● **EXERCISE AIM**: Quote the listing below in full and exactly as written, but omit every picture.

● **DATA**:
>> start

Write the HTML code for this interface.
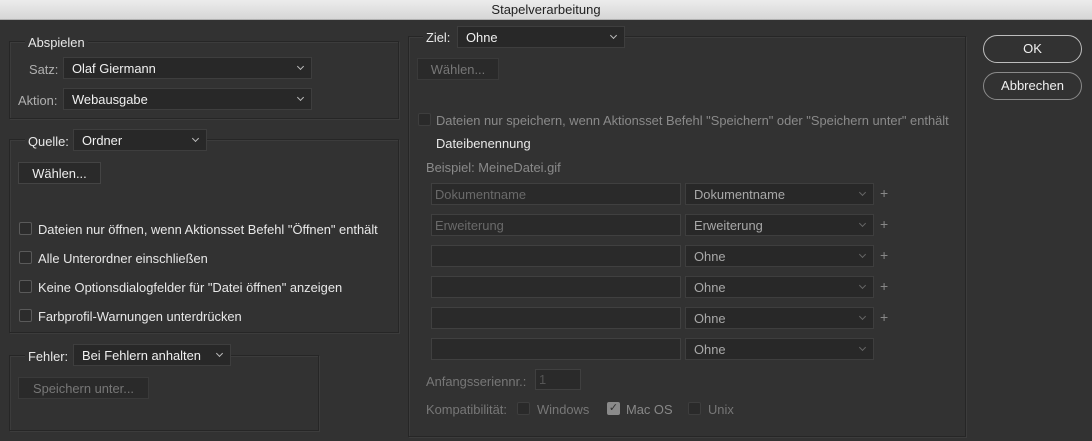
<!DOCTYPE html>
<html><head><meta charset="utf-8"><style>
*{box-sizing:border-box;margin:0;padding:0}
body{width:1092px;height:441px;background:#323232;font-family:"Liberation Sans",sans-serif;font-size:12.9px;color:#e8e8e8;position:relative;overflow:hidden}
.a{position:absolute;white-space:nowrap}
.title{left:0;top:0;width:1092px;height:20px;background:linear-gradient(#ececec,#d6d6d6);border-bottom:1px solid #b0b0b0;color:#222;text-align:center;line-height:20px;font-size:13px}
.grp{position:absolute;border:1px solid #262626;box-shadow:1px 1px 0 #3c3c3c inset,1px 1px 0 #3c3c3c}
.lbl{background:#323232;padding:0 3px}
.dd{position:absolute;height:22px;background:#282828;border:1px solid #3e3e3e;padding-left:8px;line-height:21px;color:#f0f0f0}
.dd:after{content:"";position:absolute;right:8px;top:6px;width:4px;height:4px;border-right:1px solid #bbb;border-bottom:1px solid #bbb;transform:rotate(45deg)}
.dd.dis{color:#a8a8a8}.dd.dis:after{border-color:#666}
.btn{position:absolute;height:22px;background:#2a2a2a;border:1px solid #444;text-align:center;line-height:21px;color:#eee}
.btn.dis{color:#777;border-color:#3a3a3a}
.tf{position:absolute;height:22px;width:250px;background:#2a2a2a;border:1px solid #404040;color:#6a6a6a;line-height:21px;padding-left:3px}
.cb{position:absolute;width:13px;height:13px;border:1px solid #5a5a5a;border-radius:2px;background:#2c2c2c}
.cb.dis{border-color:#3e3e3e;background:#2a2a2a}
.grey{color:#8a8a8a}
.plus{position:absolute;color:#888;font-size:14px}
.rb{position:absolute;left:983px;width:99px;height:28px;border:1.5px solid #bdbdbd;border-radius:14px;text-align:center;line-height:26px;color:#f0f0f0;font-size:13px}
</style></head><body>
<div class="a title">Stapelverarbeitung</div>

<div class="grp" style="left:9px;top:41px;width:390px;height:78px"></div>
<div class="a lbl" style="left:25px;top:35px">Abspielen</div>
<div class="a grey" style="left:29px;top:62px;color:#b0b0b0">Satz:</div>
<div class="dd" style="left:63px;top:57px;width:249px">Olaf Giermann</div>
<div class="a" style="left:18px;top:93px;color:#b0b0b0">Aktion:</div>
<div class="dd" style="left:63px;top:88px;width:249px">Webausgabe</div>

<div class="grp" style="left:9px;top:139px;width:390px;height:194px"></div>
<div class="a lbl" style="left:25px;top:134px;width:48px;height:14px"></div>
<div class="a" style="left:28px;top:134px">Quelle:</div>
<div class="dd" style="left:73px;top:129px;width:134px">Ordner</div>
<div class="btn" style="left:18px;top:162px;width:83px">Wählen...</div>
<div class="cb" style="left:19px;top:222px"></div><div class="a" style="left:38px;top:222px">Dateien nur öffnen, wenn Aktionsset Befehl "Öffnen" enthält</div>
<div class="cb" style="left:19px;top:251px"></div><div class="a" style="left:38px;top:251px">Alle Unterordner einschließen</div>
<div class="cb" style="left:19px;top:280px"></div><div class="a" style="left:38px;top:280px">Keine Optionsdialogfelder für "Datei öffnen" anzeigen</div>
<div class="cb" style="left:19px;top:309px"></div><div class="a" style="left:38px;top:309px">Farbprofil-Warnungen unterdrücken</div>

<div class="grp" style="left:9px;top:355px;width:310px;height:76px"></div>
<div class="a lbl" style="left:25px;top:349px;width:48px;height:14px"></div>
<div class="a" style="left:28px;top:349px">Fehler:</div>
<div class="dd" style="left:73px;top:344px;width:158px">Bei Fehlern anhalten</div>
<div class="btn dis" style="left:18px;top:377px;width:131px">Speichern unter...</div>

<div class="grp" style="left:408px;top:36px;width:558px;height:401px"></div>
<div class="a lbl" style="left:423px;top:30px;width:34px;height:14px"></div>
<div class="a" style="left:426px;top:30px">Ziel:</div>
<div class="dd" style="left:457px;top:26px;width:168px">Ohne</div>
<div class="btn dis" style="left:417px;top:58px;width:82px">Wählen...</div>
<div class="cb dis" style="left:418px;top:113px"></div><div class="a grey" style="left:436px;top:113px">Dateien nur speichern, wenn Aktionsset Befehl "Speichern" oder "Speichern unter" enthält</div>
<div class="a" style="left:436px;top:136px">Dateibenennung</div>
<div class="a grey" style="left:426px;top:160px">Beispiel: MeineDatei.gif</div>

<div class="tf" style="left:431px;top:183px">Dokumentname</div><div class="dd dis" style="left:685px;top:183px;width:189px">Dokumentname</div><div class="plus" style="left:880px;top:185px">+</div>
<div class="tf" style="left:431px;top:214px">Erweiterung</div><div class="dd dis" style="left:685px;top:214px;width:189px">Erweiterung</div><div class="plus" style="left:880px;top:216px">+</div>
<div class="tf" style="left:431px;top:245px"></div><div class="dd dis" style="left:685px;top:245px;width:189px">Ohne</div><div class="plus" style="left:880px;top:247px">+</div>
<div class="tf" style="left:431px;top:276px"></div><div class="dd dis" style="left:685px;top:276px;width:189px">Ohne</div><div class="plus" style="left:880px;top:278px">+</div>
<div class="tf" style="left:431px;top:307px"></div><div class="dd dis" style="left:685px;top:307px;width:189px">Ohne</div><div class="plus" style="left:880px;top:309px">+</div>
<div class="tf" style="left:431px;top:338px"></div><div class="dd dis" style="left:685px;top:338px;width:189px">Ohne</div>

<div class="a grey" style="left:426px;top:374px;color:#777">Anfangsseriennr.:</div>
<div class="tf" style="left:535px;top:369px;width:46px;height:21px;color:#555;line-height:19px">1</div>
<div class="a grey" style="left:426px;top:402px;color:#777">Kompatibilität:</div>
<div class="cb dis" style="left:517px;top:402px"></div><div class="a grey" style="left:537px;top:402px;color:#777">Windows</div>
<div class="cb" style="left:607px;top:402px;background:#8a8a8a;border-color:#8a8a8a;color:#333;font-size:11px;line-height:11px;text-align:center">✓</div><div class="a grey" style="left:626px;top:402px;color:#888">Mac OS</div>
<div class="cb dis" style="left:688px;top:402px"></div><div class="a grey" style="left:708px;top:402px;color:#777">Unix</div>

<div class="rb" style="top:35px">OK</div>
<div class="rb" style="top:72px;border-color:#8a8a8a">Abbrechen</div>
</body></html>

>> end

● **CORRECT ANSWER**:
Write the HTML code for this interface.
<!DOCTYPE html>
<html><head><meta charset="utf-8"><style>
*{box-sizing:border-box;margin:0;padding:0}
body{width:1092px;height:441px;background:#323232;font-family:"Liberation Sans",sans-serif;font-size:12.9px;color:#e8e8e8;position:relative;overflow:hidden}
.a{position:absolute;white-space:nowrap}
.title{left:0;top:0;width:1092px;height:20px;background:linear-gradient(#ececec,#d6d6d6);border-bottom:1px solid #b0b0b0;color:#222;text-align:center;line-height:20px;font-size:13px}
.grp{position:absolute;border:1px solid #262626;box-shadow:1px 1px 0 #3c3c3c inset,1px 1px 0 #3c3c3c}
.lbl{background:#323232;padding:0 3px}
.dd{position:absolute;height:22px;background:#282828;border:1px solid #3e3e3e;padding-left:8px;line-height:21px;color:#f0f0f0}
.dd:after{content:"";position:absolute;right:8px;top:6px;width:4px;height:4px;border-right:1px solid #bbb;border-bottom:1px solid #bbb;transform:rotate(45deg)}
.dd.dis{color:#a8a8a8}.dd.dis:after{border-color:#666}
.btn{position:absolute;height:22px;background:#2a2a2a;border:1px solid #444;text-align:center;line-height:21px;color:#eee}
.btn.dis{color:#777;border-color:#3a3a3a}
.tf{position:absolute;height:22px;width:250px;background:#2a2a2a;border:1px solid #404040;color:#6a6a6a;line-height:21px;padding-left:3px}
.cb{position:absolute;width:13px;height:13px;border:1px solid #5a5a5a;border-radius:2px;background:#2c2c2c}
.cb.dis{border-color:#3e3e3e;background:#2a2a2a}
.grey{color:#8a8a8a}
.plus{position:absolute;color:#888;font-size:14px}
.rb{position:absolute;left:983px;width:99px;height:28px;border:1.5px solid #bdbdbd;border-radius:14px;text-align:center;line-height:26px;color:#f0f0f0;font-size:13px}
</style></head><body>
<div class="a title">Stapelverarbeitung</div>

<div class="grp" style="left:9px;top:41px;width:390px;height:78px"></div>
<div class="a lbl" style="left:25px;top:35px">Abspielen</div>
<div class="a grey" style="left:29px;top:62px;color:#b0b0b0">Satz:</div>
<div class="dd" style="left:63px;top:57px;width:249px">Olaf Giermann</div>
<div class="a" style="left:18px;top:93px;color:#b0b0b0">Aktion:</div>
<div class="dd" style="left:63px;top:88px;width:249px">Webausgabe</div>

<div class="grp" style="left:9px;top:139px;width:390px;height:194px"></div>
<div class="a lbl" style="left:25px;top:134px;width:48px;height:14px"></div>
<div class="a" style="left:28px;top:134px">Quelle:</div>
<div class="dd" style="left:73px;top:129px;width:134px">Ordner</div>
<div class="btn" style="left:18px;top:162px;width:83px">Wählen...</div>
<div class="cb" style="left:19px;top:222px"></div><div class="a" style="left:38px;top:222px">Dateien nur öffnen, wenn Aktionsset Befehl "Öffnen" enthält</div>
<div class="cb" style="left:19px;top:251px"></div><div class="a" style="left:38px;top:251px">Alle Unterordner einschließen</div>
<div class="cb" style="left:19px;top:280px"></div><div class="a" style="left:38px;top:280px">Keine Optionsdialogfelder für "Datei öffnen" anzeigen</div>
<div class="cb" style="left:19px;top:309px"></div><div class="a" style="left:38px;top:309px">Farbprofil-Warnungen unterdrücken</div>

<div class="grp" style="left:9px;top:355px;width:310px;height:76px"></div>
<div class="a lbl" style="left:25px;top:349px;width:48px;height:14px"></div>
<div class="a" style="left:28px;top:349px">Fehler:</div>
<div class="dd" style="left:73px;top:344px;width:158px">Bei Fehlern anhalten</div>
<div class="btn dis" style="left:18px;top:377px;width:131px">Speichern unter...</div>

<div class="grp" style="left:408px;top:36px;width:558px;height:401px"></div>
<div class="a lbl" style="left:423px;top:30px;width:34px;height:14px"></div>
<div class="a" style="left:426px;top:30px">Ziel:</div>
<div class="dd" style="left:457px;top:26px;width:168px">Ohne</div>
<div class="btn dis" style="left:417px;top:58px;width:82px">Wählen...</div>
<div class="cb dis" style="left:418px;top:113px"></div><div class="a grey" style="left:436px;top:113px">Dateien nur speichern, wenn Aktionsset Befehl "Speichern" oder "Speichern unter" enthält</div>
<div class="a" style="left:436px;top:136px">Dateibenennung</div>
<div class="a grey" style="left:426px;top:160px">Beispiel: MeineDatei.gif</div>

<div class="tf" style="left:431px;top:183px">Dokumentname</div><div class="dd dis" style="left:685px;top:183px;width:189px">Dokumentname</div><div class="plus" style="left:880px;top:185px">+</div>
<div class="tf" style="left:431px;top:214px">Erweiterung</div><div class="dd dis" style="left:685px;top:214px;width:189px">Erweiterung</div><div class="plus" style="left:880px;top:216px">+</div>
<div class="tf" style="left:431px;top:245px"></div><div class="dd dis" style="left:685px;top:245px;width:189px">Ohne</div><div class="plus" style="left:880px;top:247px">+</div>
<div class="tf" style="left:431px;top:276px"></div><div class="dd dis" style="left:685px;top:276px;width:189px">Ohne</div><div class="plus" style="left:880px;top:278px">+</div>
<div class="tf" style="left:431px;top:307px"></div><div class="dd dis" style="left:685px;top:307px;width:189px">Ohne</div><div class="plus" style="left:880px;top:309px">+</div>
<div class="tf" style="left:431px;top:338px"></div><div class="dd dis" style="left:685px;top:338px;width:189px">Ohne</div>

<div class="a grey" style="left:426px;top:374px;color:#777">Anfangsseriennr.:</div>
<div class="tf" style="left:535px;top:369px;width:46px;height:21px;color:#555;line-height:19px">1</div>
<div class="a grey" style="left:426px;top:402px;color:#777">Kompatibilität:</div>
<div class="cb dis" style="left:517px;top:402px"></div><div class="a grey" style="left:537px;top:402px;color:#777">Windows</div>
<div class="cb" style="left:607px;top:402px;background:#8a8a8a;border-color:#8a8a8a;color:#333;font-size:11px;line-height:11px;text-align:center">✓</div><div class="a grey" style="left:626px;top:402px;color:#888">Mac OS</div>
<div class="cb dis" style="left:688px;top:402px"></div><div class="a grey" style="left:708px;top:402px;color:#777">Unix</div>

<div class="rb" style="top:35px">OK</div>
<div class="rb" style="top:72px;border-color:#8a8a8a">Abbrechen</div>
</body></html>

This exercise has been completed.